What is required →
From the listing below, pull out the lines that hold "this".

======== Raw data ========

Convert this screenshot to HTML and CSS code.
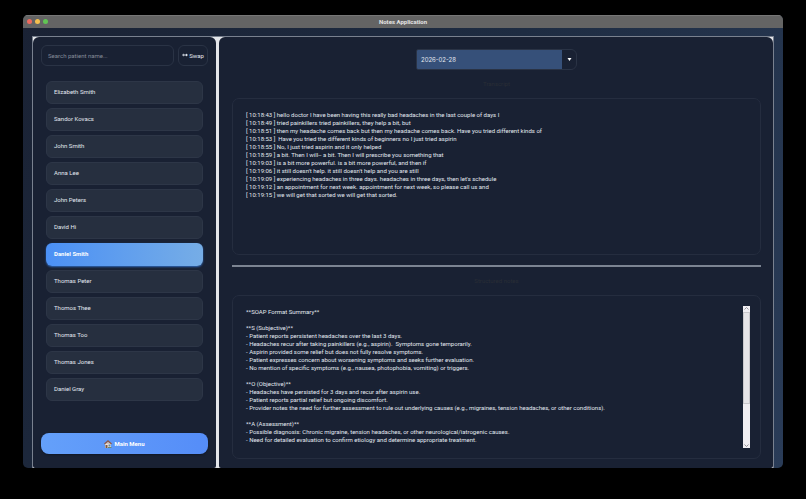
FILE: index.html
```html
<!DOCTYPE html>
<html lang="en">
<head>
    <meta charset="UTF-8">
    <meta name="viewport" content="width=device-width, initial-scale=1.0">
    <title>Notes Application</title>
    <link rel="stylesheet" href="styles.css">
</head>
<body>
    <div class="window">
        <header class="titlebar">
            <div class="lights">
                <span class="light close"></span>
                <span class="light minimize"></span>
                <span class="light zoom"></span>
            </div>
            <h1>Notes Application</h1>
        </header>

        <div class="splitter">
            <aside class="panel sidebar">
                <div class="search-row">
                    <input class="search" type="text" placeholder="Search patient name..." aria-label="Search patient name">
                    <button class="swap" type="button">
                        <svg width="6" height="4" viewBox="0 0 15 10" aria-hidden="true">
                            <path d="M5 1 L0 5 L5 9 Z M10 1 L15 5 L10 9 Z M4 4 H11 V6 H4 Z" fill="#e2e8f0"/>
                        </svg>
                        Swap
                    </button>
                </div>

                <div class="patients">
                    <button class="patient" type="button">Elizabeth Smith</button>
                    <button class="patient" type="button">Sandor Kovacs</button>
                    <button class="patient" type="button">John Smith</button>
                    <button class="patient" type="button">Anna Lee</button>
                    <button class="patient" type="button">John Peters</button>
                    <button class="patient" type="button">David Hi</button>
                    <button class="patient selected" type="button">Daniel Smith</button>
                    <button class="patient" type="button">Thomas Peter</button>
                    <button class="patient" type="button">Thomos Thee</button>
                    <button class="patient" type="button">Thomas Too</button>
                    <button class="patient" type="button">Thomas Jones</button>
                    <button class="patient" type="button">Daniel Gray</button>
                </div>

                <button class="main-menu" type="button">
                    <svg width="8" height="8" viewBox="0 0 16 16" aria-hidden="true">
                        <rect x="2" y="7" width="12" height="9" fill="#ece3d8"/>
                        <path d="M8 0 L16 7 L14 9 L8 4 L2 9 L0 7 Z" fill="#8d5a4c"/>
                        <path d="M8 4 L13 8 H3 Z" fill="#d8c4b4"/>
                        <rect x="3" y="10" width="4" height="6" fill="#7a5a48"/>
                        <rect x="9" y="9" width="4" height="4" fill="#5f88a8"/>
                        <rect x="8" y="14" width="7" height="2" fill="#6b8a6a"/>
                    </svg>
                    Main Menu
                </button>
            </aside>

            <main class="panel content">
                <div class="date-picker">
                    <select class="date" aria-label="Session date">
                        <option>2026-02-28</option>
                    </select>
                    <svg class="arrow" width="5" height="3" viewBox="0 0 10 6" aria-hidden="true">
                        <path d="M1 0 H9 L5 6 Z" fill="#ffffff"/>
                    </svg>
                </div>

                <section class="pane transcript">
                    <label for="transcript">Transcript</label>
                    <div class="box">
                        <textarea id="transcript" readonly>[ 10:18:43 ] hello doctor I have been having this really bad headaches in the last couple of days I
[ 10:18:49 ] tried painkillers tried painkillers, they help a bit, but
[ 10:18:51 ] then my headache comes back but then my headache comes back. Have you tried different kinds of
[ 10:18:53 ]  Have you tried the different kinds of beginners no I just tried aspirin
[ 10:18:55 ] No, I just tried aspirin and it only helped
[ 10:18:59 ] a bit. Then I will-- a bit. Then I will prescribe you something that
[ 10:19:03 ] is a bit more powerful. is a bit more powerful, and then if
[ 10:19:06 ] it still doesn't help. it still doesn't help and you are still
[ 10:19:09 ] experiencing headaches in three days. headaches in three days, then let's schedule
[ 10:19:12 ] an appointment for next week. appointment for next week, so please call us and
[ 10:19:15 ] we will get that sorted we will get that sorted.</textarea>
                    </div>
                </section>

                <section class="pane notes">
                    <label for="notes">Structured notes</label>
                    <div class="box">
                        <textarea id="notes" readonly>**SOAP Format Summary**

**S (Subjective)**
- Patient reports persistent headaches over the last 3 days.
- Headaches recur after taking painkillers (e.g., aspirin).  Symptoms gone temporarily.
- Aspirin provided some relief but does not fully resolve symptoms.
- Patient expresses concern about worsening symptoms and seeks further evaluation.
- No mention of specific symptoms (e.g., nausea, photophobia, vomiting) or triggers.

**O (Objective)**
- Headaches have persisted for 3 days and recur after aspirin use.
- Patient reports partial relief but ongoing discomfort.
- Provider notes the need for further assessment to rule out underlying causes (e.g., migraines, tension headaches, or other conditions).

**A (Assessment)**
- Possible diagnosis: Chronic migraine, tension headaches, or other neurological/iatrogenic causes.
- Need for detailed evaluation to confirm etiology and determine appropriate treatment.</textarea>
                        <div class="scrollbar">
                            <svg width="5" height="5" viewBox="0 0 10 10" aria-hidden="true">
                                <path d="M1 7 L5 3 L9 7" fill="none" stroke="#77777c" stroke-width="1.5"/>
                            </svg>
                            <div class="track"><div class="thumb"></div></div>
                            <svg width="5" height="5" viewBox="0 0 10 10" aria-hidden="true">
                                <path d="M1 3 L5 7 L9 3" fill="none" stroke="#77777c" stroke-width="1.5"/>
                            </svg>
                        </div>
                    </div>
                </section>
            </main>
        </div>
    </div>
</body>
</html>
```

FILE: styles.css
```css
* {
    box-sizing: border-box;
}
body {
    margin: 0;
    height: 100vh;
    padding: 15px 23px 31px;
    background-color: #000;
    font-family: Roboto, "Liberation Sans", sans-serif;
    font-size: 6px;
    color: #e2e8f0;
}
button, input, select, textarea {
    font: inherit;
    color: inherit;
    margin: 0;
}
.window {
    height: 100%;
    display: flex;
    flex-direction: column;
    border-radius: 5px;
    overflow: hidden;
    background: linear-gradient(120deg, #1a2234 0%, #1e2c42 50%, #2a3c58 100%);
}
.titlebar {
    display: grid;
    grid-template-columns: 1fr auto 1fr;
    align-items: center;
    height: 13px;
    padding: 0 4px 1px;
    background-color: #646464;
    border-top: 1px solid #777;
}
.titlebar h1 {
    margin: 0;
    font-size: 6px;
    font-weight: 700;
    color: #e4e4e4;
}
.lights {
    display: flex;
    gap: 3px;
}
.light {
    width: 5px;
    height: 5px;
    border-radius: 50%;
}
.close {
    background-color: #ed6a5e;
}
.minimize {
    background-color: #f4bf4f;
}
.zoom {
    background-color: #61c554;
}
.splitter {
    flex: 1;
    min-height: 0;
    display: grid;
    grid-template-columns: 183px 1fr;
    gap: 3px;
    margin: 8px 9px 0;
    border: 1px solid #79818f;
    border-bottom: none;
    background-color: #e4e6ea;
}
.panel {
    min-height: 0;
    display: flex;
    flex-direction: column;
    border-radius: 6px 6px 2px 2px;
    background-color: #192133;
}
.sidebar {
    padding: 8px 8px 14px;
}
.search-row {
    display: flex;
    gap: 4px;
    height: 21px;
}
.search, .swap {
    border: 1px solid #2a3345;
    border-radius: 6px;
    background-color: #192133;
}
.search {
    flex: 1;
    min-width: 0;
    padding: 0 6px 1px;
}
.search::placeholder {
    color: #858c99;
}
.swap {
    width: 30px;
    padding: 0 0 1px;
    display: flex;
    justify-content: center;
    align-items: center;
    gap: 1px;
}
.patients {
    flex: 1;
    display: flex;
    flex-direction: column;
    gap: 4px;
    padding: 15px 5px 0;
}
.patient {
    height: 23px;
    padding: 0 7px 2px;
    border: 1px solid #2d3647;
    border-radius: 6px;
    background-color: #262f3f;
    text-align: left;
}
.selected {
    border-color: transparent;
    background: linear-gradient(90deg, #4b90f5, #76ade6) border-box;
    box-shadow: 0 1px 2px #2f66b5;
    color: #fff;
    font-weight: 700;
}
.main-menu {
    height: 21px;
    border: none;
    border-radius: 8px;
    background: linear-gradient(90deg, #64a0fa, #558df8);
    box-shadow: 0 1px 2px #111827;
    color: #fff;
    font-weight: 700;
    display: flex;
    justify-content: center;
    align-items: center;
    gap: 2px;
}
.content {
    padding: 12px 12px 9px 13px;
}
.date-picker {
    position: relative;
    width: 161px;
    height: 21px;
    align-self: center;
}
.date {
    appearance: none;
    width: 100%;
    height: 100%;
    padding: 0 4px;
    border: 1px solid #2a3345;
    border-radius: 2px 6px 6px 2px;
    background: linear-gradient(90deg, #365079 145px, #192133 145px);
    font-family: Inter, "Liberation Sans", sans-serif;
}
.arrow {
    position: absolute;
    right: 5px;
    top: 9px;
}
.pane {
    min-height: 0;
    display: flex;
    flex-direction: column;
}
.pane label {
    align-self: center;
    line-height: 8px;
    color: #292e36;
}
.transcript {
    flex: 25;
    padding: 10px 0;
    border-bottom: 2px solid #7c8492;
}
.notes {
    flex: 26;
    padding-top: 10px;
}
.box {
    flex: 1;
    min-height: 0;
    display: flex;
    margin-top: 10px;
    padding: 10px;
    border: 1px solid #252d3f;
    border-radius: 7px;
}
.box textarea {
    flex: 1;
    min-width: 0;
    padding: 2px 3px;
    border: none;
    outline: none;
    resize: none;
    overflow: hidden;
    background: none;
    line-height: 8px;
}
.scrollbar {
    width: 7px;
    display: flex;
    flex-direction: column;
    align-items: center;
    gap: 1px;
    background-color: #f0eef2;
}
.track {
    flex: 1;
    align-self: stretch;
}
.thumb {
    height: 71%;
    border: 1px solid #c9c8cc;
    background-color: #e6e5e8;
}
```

========

Response →
Convert this screenshot to HTML and CSS code.
                        <textarea id="transcript" readonly>[ 10:18:43 ] hello doctor I have been having this really bad headaches in the last couple of days I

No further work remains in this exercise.